#### Description of the task
Keep only the lines from the top of the listing through the one with "const selected = layers[0];", and reproduce them unaltered.

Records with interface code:

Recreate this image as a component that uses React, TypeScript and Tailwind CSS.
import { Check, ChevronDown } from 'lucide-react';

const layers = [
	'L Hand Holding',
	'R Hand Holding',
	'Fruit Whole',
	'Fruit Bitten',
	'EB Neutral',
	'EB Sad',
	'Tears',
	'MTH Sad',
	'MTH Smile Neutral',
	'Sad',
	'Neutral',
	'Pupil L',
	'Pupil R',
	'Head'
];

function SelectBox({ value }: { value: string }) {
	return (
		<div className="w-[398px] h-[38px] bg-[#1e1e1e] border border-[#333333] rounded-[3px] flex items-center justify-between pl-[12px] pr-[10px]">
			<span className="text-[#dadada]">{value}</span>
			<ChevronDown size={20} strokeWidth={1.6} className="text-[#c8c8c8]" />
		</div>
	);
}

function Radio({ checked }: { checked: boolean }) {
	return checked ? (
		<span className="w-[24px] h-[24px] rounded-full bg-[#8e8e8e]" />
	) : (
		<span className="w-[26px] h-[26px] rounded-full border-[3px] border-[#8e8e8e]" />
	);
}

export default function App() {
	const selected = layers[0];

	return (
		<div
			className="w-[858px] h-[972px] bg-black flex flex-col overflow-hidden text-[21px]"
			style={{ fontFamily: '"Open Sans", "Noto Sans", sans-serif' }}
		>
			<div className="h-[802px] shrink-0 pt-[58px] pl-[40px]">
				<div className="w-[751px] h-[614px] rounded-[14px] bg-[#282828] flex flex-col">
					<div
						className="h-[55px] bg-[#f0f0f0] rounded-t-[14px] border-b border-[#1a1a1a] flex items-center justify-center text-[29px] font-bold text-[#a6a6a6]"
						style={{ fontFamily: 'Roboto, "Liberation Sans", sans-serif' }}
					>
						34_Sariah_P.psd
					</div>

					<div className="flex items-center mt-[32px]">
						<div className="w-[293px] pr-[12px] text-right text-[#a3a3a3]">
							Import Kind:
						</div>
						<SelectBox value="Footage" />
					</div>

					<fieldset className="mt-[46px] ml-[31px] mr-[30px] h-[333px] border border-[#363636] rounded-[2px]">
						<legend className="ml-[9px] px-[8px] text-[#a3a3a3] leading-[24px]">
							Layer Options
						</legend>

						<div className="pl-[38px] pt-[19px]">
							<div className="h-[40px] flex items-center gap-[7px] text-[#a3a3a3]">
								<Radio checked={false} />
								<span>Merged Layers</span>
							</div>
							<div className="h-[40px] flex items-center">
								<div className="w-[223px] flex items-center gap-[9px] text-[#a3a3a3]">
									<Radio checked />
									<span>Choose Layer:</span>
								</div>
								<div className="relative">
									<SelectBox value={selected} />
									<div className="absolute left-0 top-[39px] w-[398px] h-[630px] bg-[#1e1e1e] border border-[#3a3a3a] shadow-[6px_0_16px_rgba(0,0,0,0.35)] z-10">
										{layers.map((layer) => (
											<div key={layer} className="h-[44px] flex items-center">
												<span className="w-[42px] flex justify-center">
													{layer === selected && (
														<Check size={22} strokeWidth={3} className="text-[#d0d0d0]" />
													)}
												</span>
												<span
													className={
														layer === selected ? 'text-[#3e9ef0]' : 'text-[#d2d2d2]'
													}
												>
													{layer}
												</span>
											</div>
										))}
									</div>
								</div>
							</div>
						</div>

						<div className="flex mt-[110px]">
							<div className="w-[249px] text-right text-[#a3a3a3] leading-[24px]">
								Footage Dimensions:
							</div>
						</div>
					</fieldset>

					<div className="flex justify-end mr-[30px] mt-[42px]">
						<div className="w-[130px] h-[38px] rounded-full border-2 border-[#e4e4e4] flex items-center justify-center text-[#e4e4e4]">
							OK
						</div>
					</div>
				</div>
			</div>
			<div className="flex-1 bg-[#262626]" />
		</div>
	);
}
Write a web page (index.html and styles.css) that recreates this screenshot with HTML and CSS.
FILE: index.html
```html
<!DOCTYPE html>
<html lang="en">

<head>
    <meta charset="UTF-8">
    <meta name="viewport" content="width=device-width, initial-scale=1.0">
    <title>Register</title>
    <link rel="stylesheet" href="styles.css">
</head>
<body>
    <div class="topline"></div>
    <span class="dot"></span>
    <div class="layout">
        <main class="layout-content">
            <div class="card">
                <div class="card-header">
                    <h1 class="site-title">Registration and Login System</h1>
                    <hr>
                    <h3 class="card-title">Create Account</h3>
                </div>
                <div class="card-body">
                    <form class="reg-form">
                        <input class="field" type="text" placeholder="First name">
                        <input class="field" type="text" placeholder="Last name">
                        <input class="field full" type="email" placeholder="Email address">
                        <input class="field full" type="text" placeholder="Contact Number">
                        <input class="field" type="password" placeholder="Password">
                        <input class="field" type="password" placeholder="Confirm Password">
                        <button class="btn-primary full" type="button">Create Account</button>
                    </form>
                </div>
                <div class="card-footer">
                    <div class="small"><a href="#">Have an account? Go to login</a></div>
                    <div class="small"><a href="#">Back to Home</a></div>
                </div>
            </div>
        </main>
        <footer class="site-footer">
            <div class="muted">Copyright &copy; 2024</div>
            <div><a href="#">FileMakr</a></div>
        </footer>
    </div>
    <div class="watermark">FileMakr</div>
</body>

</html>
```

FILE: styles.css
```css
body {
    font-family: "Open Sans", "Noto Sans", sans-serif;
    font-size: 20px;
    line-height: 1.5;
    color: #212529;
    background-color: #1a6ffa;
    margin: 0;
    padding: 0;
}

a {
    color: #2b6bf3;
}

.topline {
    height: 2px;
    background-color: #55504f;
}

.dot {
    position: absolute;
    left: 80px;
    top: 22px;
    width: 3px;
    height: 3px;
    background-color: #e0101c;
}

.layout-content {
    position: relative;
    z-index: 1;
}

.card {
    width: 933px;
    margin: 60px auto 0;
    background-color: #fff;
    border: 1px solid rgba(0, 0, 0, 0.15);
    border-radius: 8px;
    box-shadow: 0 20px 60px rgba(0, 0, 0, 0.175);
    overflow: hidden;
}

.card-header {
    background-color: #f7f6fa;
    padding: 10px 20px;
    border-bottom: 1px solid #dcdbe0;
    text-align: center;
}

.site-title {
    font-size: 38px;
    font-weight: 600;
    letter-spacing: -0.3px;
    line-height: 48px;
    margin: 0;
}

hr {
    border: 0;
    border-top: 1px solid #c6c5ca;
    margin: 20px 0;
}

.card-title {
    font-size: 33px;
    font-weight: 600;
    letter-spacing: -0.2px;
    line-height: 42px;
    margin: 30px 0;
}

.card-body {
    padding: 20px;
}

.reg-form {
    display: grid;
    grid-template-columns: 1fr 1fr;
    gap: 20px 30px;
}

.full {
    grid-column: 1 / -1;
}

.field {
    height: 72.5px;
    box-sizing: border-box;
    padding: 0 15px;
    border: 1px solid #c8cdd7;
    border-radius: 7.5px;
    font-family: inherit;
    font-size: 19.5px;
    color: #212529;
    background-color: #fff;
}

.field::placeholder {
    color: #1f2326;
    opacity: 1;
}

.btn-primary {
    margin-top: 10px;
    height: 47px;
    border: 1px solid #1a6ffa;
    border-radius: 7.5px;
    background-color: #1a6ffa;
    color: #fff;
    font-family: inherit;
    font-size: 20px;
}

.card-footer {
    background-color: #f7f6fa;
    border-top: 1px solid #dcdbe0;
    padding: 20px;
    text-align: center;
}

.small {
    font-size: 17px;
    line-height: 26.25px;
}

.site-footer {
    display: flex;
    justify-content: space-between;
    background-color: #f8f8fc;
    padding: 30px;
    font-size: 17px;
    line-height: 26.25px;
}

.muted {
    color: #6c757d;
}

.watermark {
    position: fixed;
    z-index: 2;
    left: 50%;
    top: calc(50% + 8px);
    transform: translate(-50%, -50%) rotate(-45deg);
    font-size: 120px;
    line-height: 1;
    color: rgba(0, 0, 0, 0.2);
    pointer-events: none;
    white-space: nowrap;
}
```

#### The reply
Recreate this image as a component that uses React, TypeScript and Tailwind CSS.
import { Check, ChevronDown } from 'lucide-react';

const layers = [
	'L Hand Holding',
	'R Hand Holding',
	'Fruit Whole',
	'Fruit Bitten',
	'EB Neutral',
	'EB Sad',
	'Tears',
	'MTH Sad',
	'MTH Smile Neutral',
	'Sad',
	'Neutral',
	'Pupil L',
	'Pupil R',
	'Head'
];

function SelectBox({ value }: { value: string }) {
	return (
		<div className="w-[398px] h-[38px] bg-[#1e1e1e] border border-[#333333] rounded-[3px] flex items-center justify-between pl-[12px] pr-[10px]">
			<span className="text-[#dadada]">{value}</span>
			<ChevronDown size={20} strokeWidth={1.6} className="text-[#c8c8c8]" />
		</div>
	);
}

function Radio({ checked }: { checked: boolean }) {
	return checked ? (
		<span className="w-[24px] h-[24px] rounded-full bg-[#8e8e8e]" />
	) : (
		<span className="w-[26px] h-[26px] rounded-full border-[3px] border-[#8e8e8e]" />
	);
}

export default function App() {
	const selected = layers[0];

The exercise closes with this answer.